╭─ DATA BLOCK

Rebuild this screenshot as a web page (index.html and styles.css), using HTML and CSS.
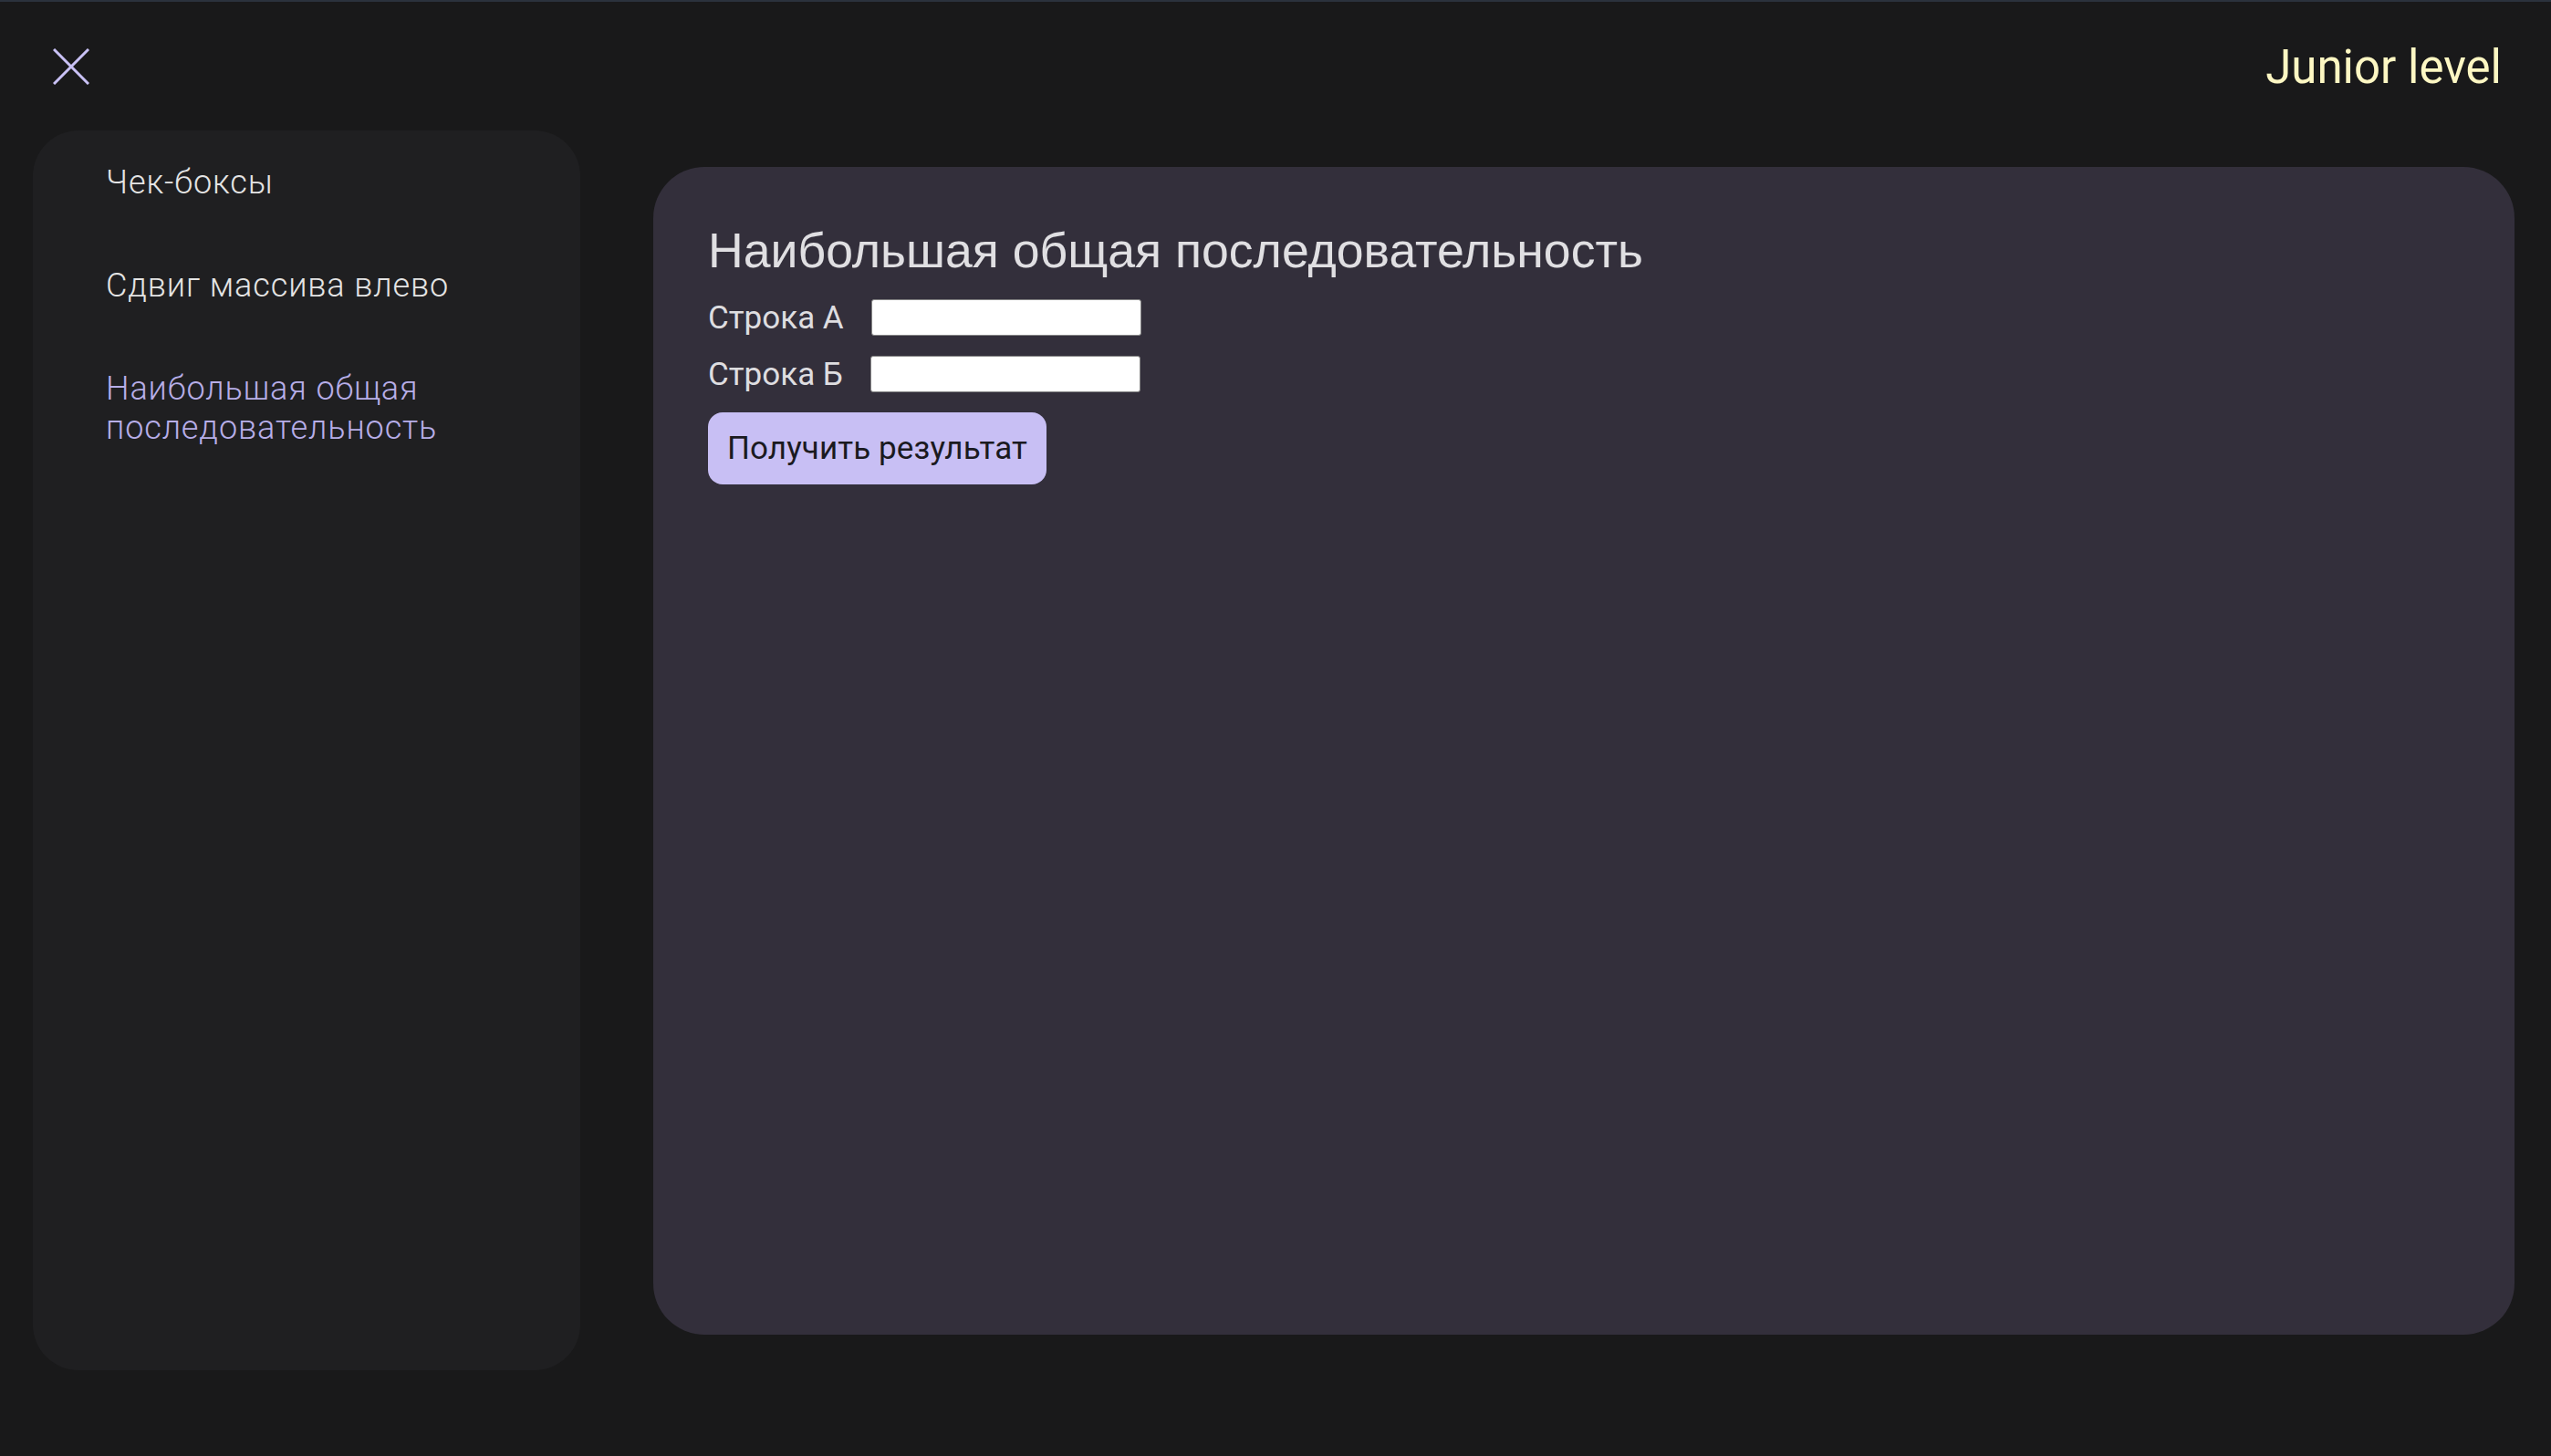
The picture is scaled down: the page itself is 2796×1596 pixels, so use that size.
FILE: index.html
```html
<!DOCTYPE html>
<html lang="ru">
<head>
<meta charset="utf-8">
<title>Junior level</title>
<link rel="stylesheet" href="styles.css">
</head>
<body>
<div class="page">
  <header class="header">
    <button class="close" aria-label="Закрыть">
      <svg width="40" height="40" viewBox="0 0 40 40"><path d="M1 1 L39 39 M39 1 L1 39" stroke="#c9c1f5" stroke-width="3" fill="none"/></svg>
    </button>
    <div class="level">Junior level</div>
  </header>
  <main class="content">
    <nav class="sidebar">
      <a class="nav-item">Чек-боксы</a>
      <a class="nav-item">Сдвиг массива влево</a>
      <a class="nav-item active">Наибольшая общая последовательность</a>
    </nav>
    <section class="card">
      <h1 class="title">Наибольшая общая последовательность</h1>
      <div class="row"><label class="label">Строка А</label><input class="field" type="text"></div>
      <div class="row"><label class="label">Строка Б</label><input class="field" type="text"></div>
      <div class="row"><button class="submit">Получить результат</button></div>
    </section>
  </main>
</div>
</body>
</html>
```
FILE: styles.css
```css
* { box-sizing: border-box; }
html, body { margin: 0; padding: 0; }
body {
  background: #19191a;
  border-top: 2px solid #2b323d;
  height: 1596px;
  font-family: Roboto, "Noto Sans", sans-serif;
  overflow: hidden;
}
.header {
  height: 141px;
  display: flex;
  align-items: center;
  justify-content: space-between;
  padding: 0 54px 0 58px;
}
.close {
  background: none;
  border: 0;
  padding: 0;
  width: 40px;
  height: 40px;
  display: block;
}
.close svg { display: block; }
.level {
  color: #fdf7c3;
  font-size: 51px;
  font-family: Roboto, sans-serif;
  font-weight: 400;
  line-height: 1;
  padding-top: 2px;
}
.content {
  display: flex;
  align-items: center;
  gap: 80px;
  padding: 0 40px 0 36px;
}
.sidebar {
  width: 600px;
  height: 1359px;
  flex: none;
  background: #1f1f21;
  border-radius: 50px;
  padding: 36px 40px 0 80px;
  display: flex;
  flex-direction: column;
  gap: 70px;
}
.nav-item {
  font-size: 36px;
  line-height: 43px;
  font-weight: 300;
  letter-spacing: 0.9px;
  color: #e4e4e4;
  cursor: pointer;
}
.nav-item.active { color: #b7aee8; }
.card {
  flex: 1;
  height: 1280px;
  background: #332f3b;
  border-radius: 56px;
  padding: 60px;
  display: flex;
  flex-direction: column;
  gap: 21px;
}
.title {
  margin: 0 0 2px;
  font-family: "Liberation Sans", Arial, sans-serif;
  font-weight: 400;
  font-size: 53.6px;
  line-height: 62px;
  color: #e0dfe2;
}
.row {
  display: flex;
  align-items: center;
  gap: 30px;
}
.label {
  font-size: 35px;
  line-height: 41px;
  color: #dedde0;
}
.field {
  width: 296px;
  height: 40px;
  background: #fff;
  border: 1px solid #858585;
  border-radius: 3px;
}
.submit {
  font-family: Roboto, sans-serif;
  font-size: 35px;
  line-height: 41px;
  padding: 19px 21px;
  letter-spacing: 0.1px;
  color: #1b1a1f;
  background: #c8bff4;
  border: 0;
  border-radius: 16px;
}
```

╰─

WRITTEN INSTRUCTION: Tell how many lines contain the word "size", using only the number.

EXERCISE SOLUTION: 6